Object extraction is a fundamental problem in computer vision and image processing. There are many applications for object extraction such as object recognition, automatic target recognition, scene analysis and monitor tracking of objects. It is important to have a dependable automated technique for object extraction. Many works have been done in this area and many technologies have been developed.

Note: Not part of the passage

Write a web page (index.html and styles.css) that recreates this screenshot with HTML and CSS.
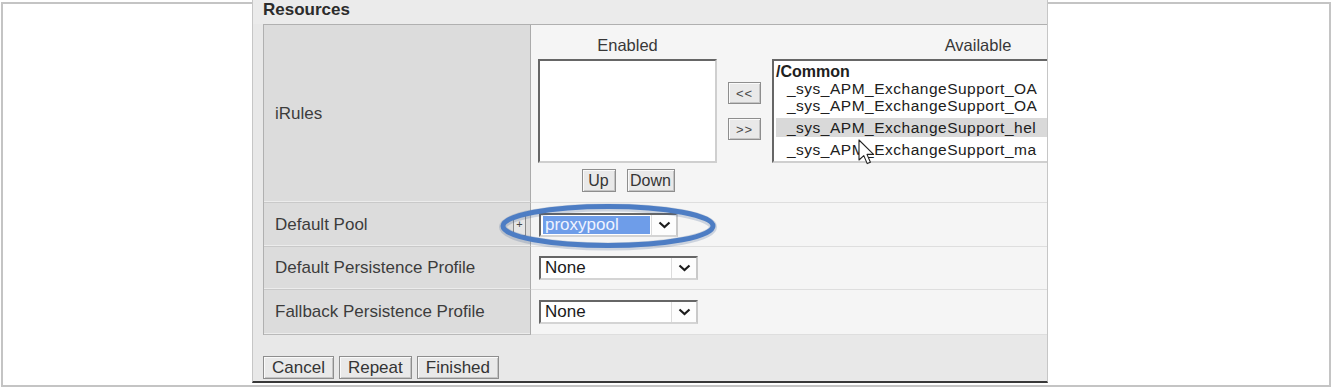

The developed technologies mostly deal with the data of the color images. U.S. Pat. No. 5,923,776 issued Jul. 13, 1999 to Kamgar-Parsi entitled Object Extraction In Images provides for as stated in the abstract, “a method and apparatus for extracting an object from an image, in which one locates a pixel within the image (the “central” pixel), and then sequentially compares the brightness of neighboring pixels, proceeding outward from the central pixel. In so doing, one determines the largest drop-offs in brightness between neighboring pixels, and uses these to determine a brightness threshold for extracting pixels belonging to the object. In a preferred embodiment, one determines the threshold by comparing the largest drop-offs, identifies overlapping regions of brightness level common to all the drop-offs, and sets the threshold at the midpoint of the common overlapping region.” The disclosure of U.S. Pat. No. 5,923,776 is incorporated herein by reference.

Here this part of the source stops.